Jacques Villeneuve: “It depends what you want in entertainment. Do you want to see crashes? Then it’s probably not F1. Do you want to see pure speed? Then okay, that’s F1. But if you don’t relate to pure speed, because visually it’s hard to understand it, then maybe it’s not a sport for you.

“It depends what you call entertainment. Having the races in places like Vegas and downtown is an amazing step. Since I joined F1, I kept saying, it has to be in Vegas. It’s logical. It’s where anything can happen. It’s international, so it made sense.

“It’s a big party around the whole weekend.
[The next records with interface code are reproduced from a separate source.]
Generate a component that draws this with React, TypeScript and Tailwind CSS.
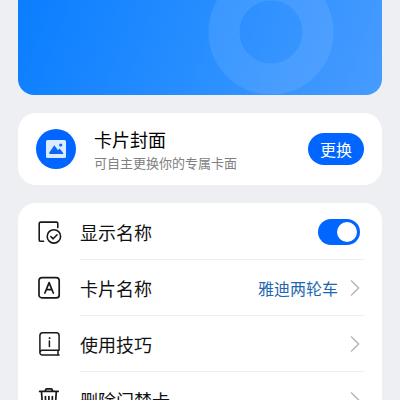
import React, { useState } from 'react';

interface RowProps {
  icon: React.ReactNode;
  label: string;
  value?: string;
  last?: boolean;
}

const DisplayIcon = () => (
  <svg className="h-6 w-6" viewBox="0 0 24 24" fill="none" stroke="#191919" strokeWidth="1.6" strokeLinecap="round" strokeLinejoin="round">
    <path d="M5.6 21.3H2.6A1.4 1.4 0 0 1 1.2 19.9V3.5A1.4 1.4 0 0 1 2.6 2.1H18.4A1.4 1.4 0 0 1 19.8 3.5V7.6" />
    <circle cx="15.9" cy="16.4" r="6.7" />
    <path d="m12.9 16.6 2.3 2.2 3.9-4" />
  </svg>
);

const NameIcon = () => (
  <svg className="h-6 w-6" viewBox="0 0 24 24" fill="none" stroke="#191919" strokeWidth="1.7" strokeLinecap="round" strokeLinejoin="round">
    <rect x="1" y="1.7" width="20.2" height="20.2" rx="3" />
    <path d="M6.9 17 11.1 6.6 15.3 17M8.4 13.6h5.4" />
  </svg>
);

const TipsIcon = () => (
  <svg className="h-6 w-6" viewBox="0 0 24 24" fill="none" stroke="#191919" strokeWidth="1.5" strokeLinecap="round" strokeLinejoin="round">
    <path d="M21.1 18.2H4.3A2.4 2.4 0 0 0 1.9 20.5V3.3A2.8 2.8 0 0 1 4.7.8H18.3A2.8 2.8 0 0 1 21.1 3.6V18.2ZM1.9 20.5A2.4 2.4 0 0 0 4.3 23H21.1M20 18.4V22.8" />
    <path d="M11.4 8.9V14.4" />
    <circle cx="11.4" cy="6.1" r="0.5" fill="#191919" strokeWidth="1" />
  </svg>
);

const TrashIcon = () => (
  <svg className="h-6 w-6" viewBox="0 0 24 24" fill="none" stroke="#191919" strokeWidth="1.7" strokeLinecap="round" strokeLinejoin="round">
    <path d="M1.6 3.4H20.2M3.5 3.6 4.6 20A2 2 0 0 0 6.6 21.9H15.2A2 2 0 0 0 17.2 20L18.3 3.6" />
    <path d="M7.4 3.2V2.4A1.7 1.7 0 0 1 9.1.8H12.7A1.7 1.7 0 0 1 14.4 2.4V3.2M7.4 8.6 7.7 16.8M10.9 8.6V16.8M14.4 8.6 14.1 16.8" />
  </svg>
);

const PictureIcon = () => (
  <svg className="h-5 w-5" viewBox="0 0 20 20">
    <rect y="1" width="20" height="18" rx="1.5" fill="#dcebff" />
    <path d="M3.3 15V13.6L8.3 6.2 12 11.3 13.6 9.6 17.2 13.9V15Z" fill="#0a66f5" />
    <circle cx="14.7" cy="6" r="1.6" fill="#0a66f5" />
  </svg>
);

const Chevron = () => (
  <svg className="h-4 w-2.5" viewBox="0 0 10 16" fill="none" stroke="#b5b5b5" strokeWidth="1.4">
    <path d="M1 .6 8.6 8 1 15.4" />
  </svg>
);

const Row = ({ icon, label, value, last }: RowProps) => (
  <button type="button" className="flex h-14 w-full items-center gap-[18px] pl-5 text-left">
    {icon}
    <span className={`mr-[18px] flex h-full flex-1 items-center pr-1 ${last ? '' : 'border-b border-[#efefef]'}`}>
      <span className="text-lg text-[#111]">{label}</span>
      <span className="ml-auto text-base text-[#1f68b0]">{value}</span>
      <span className="ml-3">
        <Chevron />
      </span>
    </span>
  </button>
);

export default function App() {
  const [showName, setShowName] = useState(true);

  return (
    <main className="h-screen overflow-hidden bg-[#eeeff2] px-[18px] font-['Noto_Sans_CJK_SC',sans-serif]">
      {/* Card face */}
      <section className="overflow-hidden rounded-b-2xl bg-linear-[110deg] from-[#0a7eff] via-[#288eff] to-[#479bff]">
        <svg className="ml-auto block h-[95px] w-44" viewBox="0 0 176 95">
          <circle cx="65" cy="32" r="47" fill="none" stroke="#fff" strokeOpacity="0.09" strokeWidth="31" />
        </svg>
      </section>

      {/* Cover */}
      <section className="mt-[18px] flex items-center rounded-[18px] bg-white px-[18px] py-3">
        <span className="flex h-10 w-10 items-center justify-center rounded-full bg-[#0066ff]">
          <PictureIcon />
        </span>
        <div className="ml-[18px] flex-1">
          <h2 className="text-lg leading-7 text-black">卡片封面</h2>
          <p className="text-[13px] leading-5 text-[#808080]">可自主更换你的专属卡面</p>
        </div>
        <button type="button" className="h-8 rounded-full bg-[#0066ff] px-3 text-base text-white">
          更换
        </button>
      </section>

      {/* Settings */}
      <section className="mt-[18px] rounded-[18px] bg-white pt-px">
        <div className="flex h-14 items-center gap-[18px] pl-5">
          <DisplayIcon />
          <div className="mr-[18px] flex h-full flex-1 items-center justify-between border-b border-[#efefef] pr-1">
            <label htmlFor="show-name" className="text-lg text-[#111]">显示名称</label>
            <input
              id="show-name"
              type="checkbox"
              role="switch"
              checked={showName}
              onChange={(e) => setShowName(e.target.checked)}
              className="flex h-[26px] w-[42px] appearance-none items-center rounded-full bg-[#c9c9c9] px-[3px] before:h-5 before:w-5 before:rounded-full before:bg-white checked:justify-end checked:bg-[#0066ff]"
            />
          </div>
        </div>
        <Row icon={<NameIcon />} label="卡片名称" value="雅迪两轮车" />
        <Row icon={<TipsIcon />} label="使用技巧" />
        <Row icon={<TrashIcon />} label="删除门禁卡" last />
      </section>
    </main>
  );
}
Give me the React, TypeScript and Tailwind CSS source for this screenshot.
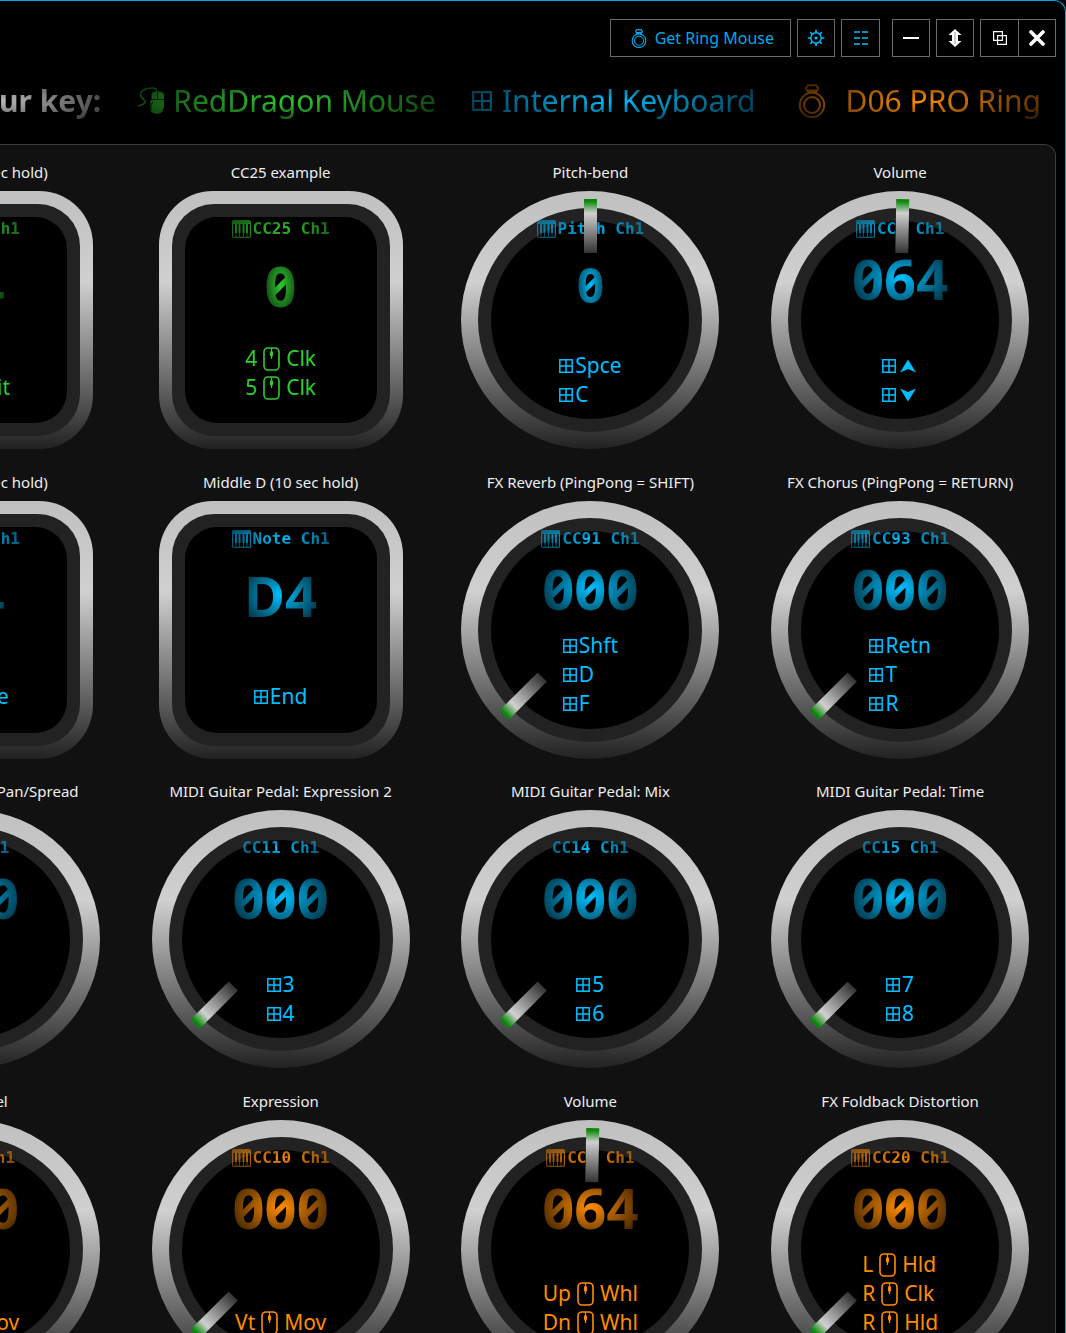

You have the race, but you want to have everything around, like you have in Monaco. When it’s like this, then the race doesn’t need to be amazing.”

Having experienced various eras of Formula 1, how do you think the sport has evolved over time, and what aspects do you think have remained constant?

Jacques Villeneuve: “It’s really catering now to the TV, to having a proper big three-day show event, where it used to be you watch the race on a Sunday and that’s it. Now you have every session. You have the other categories being filmed, the party that’s going around.It is a three-day visual event. That’s huge. The technological side has changed a lot.

“It’s very restricted now. The set of rules are very restricted. It used to be a lot more open, but then from first to last, you would have a five-second gap per lap, where now the last guy sometimes is within a second.

“What’s amazing is people complain that it’s too much. In a second, it’s nothing. That aspect has been very good, but somehow, visually, it doesn’t look as fast as it is. These cars are faster than the ones I drove, but somehow they look slower. That’s something that needs to be addressed.”